TASK PROMPT:
From the listing below, output the lines between the one with "Write the React, TypeScript" and the one with "string; value: string;", including those two, and nothing else. Pictures are not copied.

# Start of INPUT

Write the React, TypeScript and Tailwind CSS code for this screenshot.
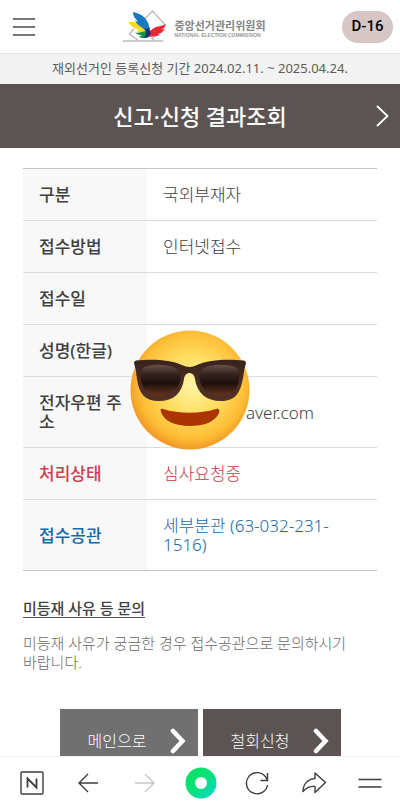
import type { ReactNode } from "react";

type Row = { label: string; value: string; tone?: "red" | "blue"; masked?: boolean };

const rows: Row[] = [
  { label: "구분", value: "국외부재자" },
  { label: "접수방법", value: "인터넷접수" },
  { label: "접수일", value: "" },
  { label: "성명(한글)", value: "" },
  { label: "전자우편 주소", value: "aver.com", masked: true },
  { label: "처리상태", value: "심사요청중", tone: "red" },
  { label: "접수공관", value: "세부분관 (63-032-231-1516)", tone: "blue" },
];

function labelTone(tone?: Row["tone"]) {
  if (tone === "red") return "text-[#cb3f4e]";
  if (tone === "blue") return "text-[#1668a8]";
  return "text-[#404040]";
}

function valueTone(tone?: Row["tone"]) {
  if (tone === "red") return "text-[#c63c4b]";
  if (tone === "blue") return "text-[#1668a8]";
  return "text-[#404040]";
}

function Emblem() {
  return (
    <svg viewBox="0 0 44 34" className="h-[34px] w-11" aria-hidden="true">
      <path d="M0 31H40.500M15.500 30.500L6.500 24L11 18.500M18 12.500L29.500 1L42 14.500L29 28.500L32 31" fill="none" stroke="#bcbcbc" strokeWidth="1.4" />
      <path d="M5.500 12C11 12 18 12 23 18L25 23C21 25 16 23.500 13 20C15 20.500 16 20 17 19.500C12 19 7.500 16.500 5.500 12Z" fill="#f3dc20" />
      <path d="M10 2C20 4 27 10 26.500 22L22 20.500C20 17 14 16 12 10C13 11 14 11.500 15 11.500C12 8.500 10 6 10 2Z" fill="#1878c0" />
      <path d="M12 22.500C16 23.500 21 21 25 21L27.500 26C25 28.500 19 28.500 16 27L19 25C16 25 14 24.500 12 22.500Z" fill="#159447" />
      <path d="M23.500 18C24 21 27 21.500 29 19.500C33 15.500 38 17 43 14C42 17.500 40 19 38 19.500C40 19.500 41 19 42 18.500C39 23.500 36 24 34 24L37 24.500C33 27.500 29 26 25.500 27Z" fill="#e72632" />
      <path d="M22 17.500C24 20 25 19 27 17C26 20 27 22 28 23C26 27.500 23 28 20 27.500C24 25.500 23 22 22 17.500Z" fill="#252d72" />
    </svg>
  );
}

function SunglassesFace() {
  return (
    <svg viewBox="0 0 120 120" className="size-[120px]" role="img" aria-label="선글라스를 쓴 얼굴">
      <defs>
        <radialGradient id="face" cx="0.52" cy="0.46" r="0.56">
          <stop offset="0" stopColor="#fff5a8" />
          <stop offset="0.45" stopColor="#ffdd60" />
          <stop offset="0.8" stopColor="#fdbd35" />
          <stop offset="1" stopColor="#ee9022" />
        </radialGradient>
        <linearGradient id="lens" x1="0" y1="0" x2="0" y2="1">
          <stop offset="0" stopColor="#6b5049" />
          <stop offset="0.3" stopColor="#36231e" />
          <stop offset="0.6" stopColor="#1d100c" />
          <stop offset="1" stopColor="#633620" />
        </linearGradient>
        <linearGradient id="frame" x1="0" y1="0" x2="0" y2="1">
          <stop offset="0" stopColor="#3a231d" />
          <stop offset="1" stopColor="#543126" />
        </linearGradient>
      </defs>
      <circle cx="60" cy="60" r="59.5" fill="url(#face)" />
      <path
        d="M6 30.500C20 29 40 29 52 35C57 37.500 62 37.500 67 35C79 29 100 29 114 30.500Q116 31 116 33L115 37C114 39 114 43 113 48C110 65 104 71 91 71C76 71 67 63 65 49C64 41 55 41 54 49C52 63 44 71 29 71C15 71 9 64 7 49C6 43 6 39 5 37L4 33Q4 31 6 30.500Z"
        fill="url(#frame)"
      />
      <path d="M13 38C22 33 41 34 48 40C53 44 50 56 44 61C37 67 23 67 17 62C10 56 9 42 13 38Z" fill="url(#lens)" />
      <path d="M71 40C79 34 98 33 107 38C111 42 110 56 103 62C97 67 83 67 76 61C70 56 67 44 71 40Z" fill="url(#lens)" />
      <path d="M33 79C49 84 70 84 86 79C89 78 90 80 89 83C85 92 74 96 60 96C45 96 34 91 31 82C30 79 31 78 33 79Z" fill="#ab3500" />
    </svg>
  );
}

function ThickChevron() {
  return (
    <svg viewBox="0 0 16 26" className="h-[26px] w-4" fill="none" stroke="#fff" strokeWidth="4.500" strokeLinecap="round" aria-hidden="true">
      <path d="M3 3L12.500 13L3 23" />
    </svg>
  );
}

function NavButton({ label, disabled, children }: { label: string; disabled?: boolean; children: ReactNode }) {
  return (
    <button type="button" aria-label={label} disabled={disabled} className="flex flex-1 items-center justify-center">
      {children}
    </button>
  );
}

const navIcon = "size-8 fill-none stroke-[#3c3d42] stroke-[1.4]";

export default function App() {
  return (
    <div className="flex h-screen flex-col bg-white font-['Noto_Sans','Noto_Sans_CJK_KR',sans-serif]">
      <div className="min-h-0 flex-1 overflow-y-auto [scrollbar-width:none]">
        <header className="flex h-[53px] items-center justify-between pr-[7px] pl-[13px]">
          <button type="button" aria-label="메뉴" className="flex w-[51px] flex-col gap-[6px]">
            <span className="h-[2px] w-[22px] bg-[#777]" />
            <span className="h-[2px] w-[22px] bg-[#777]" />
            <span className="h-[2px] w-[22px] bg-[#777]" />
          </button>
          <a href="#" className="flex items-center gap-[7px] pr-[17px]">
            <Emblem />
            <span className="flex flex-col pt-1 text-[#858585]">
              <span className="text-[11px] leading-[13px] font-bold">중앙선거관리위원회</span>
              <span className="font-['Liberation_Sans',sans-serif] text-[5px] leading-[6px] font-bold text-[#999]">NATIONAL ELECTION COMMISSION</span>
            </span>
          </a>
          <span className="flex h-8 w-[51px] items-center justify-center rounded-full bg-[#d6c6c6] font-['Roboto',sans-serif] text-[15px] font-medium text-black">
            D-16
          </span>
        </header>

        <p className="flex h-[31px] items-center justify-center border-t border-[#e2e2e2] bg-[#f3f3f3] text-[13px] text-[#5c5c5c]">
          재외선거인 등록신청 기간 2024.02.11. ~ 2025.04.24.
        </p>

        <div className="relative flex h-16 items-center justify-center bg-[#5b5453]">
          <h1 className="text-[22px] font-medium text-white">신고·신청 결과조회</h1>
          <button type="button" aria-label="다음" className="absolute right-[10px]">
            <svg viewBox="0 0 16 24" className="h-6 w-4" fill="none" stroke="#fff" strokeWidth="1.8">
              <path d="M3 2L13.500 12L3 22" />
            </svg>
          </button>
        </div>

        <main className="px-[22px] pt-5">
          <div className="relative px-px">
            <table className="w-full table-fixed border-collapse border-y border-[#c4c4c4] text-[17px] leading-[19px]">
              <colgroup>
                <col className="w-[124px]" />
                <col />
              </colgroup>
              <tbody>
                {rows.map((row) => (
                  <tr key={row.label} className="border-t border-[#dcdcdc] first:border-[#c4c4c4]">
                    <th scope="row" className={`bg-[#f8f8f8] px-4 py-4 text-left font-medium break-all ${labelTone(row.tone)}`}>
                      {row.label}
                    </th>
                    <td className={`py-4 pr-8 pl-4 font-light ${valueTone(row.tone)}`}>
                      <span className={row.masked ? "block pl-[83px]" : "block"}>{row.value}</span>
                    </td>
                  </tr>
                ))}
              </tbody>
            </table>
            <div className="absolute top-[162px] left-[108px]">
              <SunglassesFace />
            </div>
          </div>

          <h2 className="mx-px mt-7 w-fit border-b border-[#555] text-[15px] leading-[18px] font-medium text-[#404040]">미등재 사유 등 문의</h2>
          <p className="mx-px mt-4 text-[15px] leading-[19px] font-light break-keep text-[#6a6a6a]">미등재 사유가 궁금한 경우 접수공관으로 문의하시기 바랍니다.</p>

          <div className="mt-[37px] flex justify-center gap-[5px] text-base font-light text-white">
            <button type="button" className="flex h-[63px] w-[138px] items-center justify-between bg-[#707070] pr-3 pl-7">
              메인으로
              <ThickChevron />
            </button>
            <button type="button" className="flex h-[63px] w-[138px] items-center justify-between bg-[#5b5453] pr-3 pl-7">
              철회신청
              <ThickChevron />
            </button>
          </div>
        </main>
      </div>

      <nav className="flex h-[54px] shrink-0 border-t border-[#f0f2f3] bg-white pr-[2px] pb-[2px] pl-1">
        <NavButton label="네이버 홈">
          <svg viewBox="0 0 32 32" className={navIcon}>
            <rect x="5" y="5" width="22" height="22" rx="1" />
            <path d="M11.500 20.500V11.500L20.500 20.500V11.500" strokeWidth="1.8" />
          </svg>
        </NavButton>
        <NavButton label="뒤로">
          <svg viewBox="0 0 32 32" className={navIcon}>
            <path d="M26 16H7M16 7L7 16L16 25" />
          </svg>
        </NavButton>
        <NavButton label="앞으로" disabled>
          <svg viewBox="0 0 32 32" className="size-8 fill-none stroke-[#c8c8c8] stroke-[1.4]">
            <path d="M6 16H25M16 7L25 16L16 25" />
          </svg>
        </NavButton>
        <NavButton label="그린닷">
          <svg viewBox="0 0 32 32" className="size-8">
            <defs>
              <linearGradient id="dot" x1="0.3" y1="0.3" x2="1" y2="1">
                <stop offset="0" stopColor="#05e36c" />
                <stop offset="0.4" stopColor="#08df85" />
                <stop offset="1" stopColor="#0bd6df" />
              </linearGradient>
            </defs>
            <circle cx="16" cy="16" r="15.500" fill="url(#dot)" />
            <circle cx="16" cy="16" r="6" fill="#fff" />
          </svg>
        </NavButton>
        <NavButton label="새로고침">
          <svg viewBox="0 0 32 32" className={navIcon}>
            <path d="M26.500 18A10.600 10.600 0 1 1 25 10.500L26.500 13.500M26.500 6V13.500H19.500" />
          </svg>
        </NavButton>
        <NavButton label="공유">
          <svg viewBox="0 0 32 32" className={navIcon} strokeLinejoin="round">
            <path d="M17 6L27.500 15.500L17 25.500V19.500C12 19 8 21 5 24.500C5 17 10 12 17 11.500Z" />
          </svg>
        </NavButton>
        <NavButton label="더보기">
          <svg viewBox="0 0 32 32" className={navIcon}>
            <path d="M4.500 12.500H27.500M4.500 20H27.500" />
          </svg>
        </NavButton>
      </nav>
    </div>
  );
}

# End of INPUT
# Start of INPUT

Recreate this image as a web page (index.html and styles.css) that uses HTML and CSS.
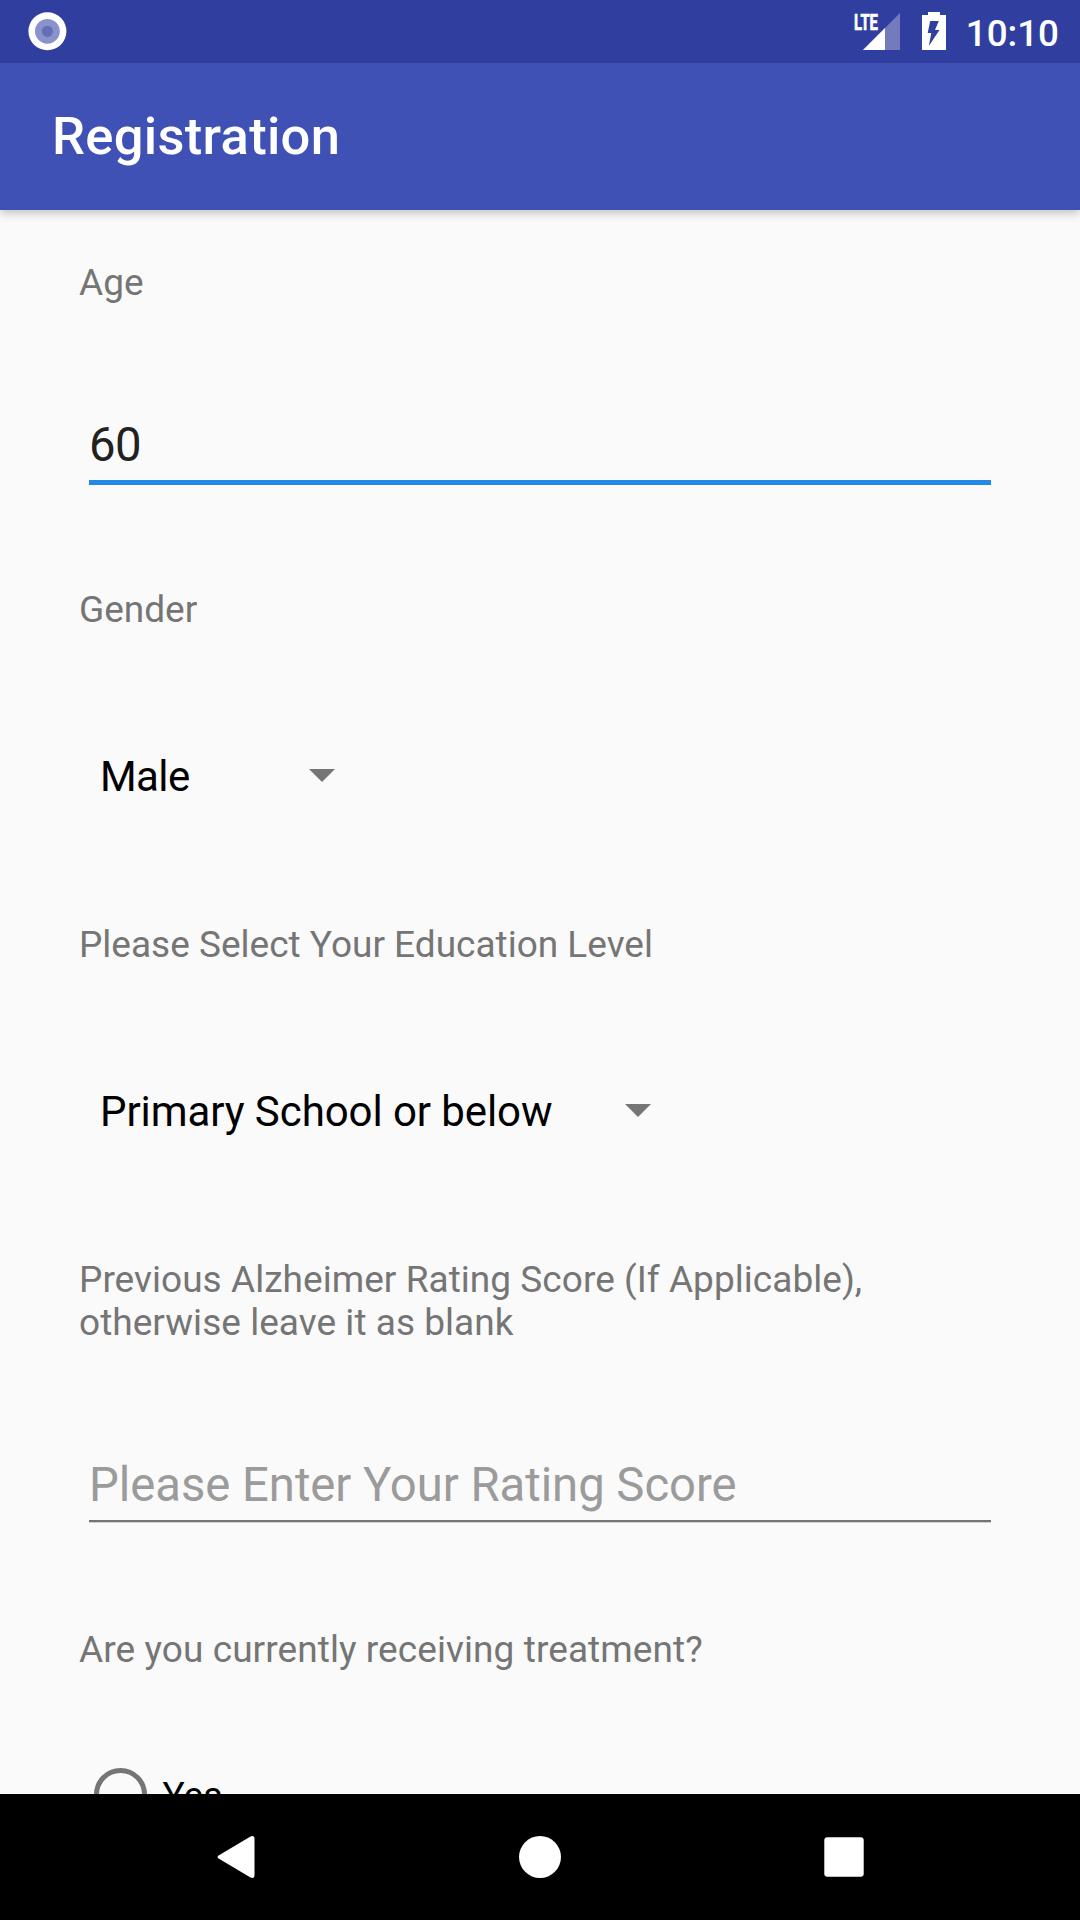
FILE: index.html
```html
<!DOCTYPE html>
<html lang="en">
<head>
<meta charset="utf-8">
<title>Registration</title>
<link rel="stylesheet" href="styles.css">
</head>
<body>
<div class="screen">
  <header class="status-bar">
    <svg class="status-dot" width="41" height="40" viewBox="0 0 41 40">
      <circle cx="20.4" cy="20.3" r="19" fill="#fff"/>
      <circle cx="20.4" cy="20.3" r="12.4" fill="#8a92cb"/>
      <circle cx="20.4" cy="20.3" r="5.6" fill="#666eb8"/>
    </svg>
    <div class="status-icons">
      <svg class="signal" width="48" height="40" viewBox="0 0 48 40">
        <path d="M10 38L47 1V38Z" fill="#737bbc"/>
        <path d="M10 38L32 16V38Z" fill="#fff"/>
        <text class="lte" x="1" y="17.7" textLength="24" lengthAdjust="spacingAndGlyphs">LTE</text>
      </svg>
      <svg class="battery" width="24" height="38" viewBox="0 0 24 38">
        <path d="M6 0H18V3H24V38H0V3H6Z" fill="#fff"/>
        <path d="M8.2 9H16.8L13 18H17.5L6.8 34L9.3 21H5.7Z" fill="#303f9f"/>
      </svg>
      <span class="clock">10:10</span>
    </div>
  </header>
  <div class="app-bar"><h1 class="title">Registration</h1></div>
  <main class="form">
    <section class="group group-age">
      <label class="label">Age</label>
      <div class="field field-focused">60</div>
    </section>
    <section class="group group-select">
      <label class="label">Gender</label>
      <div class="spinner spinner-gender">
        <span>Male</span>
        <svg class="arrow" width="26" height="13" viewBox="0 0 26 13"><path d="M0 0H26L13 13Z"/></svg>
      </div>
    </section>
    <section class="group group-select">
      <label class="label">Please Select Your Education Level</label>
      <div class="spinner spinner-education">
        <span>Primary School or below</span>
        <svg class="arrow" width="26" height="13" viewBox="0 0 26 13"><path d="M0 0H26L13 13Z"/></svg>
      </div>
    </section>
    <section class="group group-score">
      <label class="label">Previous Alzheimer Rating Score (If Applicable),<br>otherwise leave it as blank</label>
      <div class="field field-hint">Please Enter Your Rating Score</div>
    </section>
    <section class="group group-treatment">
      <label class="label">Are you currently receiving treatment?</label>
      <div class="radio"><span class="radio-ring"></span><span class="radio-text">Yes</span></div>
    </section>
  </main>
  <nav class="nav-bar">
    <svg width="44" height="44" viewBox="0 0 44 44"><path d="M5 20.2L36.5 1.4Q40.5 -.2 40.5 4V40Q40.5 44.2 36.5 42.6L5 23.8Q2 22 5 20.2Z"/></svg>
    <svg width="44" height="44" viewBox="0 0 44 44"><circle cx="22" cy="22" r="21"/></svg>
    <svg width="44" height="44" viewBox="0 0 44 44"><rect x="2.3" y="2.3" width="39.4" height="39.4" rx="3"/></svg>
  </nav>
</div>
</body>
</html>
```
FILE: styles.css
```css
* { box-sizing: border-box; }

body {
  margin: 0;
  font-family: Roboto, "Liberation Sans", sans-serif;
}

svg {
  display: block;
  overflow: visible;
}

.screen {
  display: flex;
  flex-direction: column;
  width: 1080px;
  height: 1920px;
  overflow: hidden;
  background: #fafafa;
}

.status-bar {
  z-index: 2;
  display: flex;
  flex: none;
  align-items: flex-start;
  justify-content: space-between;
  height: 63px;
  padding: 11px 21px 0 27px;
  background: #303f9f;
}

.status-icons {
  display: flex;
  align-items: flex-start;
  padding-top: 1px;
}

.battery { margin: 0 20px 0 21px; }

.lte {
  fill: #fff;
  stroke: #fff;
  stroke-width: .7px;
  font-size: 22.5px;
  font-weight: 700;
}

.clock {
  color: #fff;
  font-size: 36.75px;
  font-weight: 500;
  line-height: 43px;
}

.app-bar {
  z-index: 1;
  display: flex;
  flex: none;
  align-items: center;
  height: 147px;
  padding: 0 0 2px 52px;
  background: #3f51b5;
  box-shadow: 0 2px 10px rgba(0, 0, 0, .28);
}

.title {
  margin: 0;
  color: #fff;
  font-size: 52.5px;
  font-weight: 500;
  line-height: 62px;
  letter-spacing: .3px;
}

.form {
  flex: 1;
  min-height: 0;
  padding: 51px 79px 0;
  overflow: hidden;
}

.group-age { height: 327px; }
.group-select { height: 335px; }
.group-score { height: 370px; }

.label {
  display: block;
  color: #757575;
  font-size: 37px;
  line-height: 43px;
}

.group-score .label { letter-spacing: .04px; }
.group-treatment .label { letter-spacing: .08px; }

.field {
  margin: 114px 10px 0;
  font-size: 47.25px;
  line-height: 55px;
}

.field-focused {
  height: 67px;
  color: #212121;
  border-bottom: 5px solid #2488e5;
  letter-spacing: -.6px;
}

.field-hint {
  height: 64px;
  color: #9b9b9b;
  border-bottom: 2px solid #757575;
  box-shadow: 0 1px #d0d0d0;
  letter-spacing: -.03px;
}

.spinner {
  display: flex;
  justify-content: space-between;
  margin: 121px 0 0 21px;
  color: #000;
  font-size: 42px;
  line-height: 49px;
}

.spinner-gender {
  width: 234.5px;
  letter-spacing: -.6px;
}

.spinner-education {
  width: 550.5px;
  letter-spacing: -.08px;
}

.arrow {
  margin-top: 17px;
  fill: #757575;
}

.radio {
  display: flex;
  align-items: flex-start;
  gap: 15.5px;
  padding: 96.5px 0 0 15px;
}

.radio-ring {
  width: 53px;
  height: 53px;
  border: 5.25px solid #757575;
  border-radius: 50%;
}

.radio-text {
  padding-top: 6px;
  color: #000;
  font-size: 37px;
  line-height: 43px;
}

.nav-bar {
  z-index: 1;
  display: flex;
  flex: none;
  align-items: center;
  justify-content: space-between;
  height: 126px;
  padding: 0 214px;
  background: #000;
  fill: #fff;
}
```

# End of INPUT

THE COMPLETED TASK:
Write the React, TypeScript and Tailwind CSS code for this screenshot.
import type { ReactNode } from "react";

type Row = { label: string; value: string; tone?: "red" | "blue"; masked?: boolean };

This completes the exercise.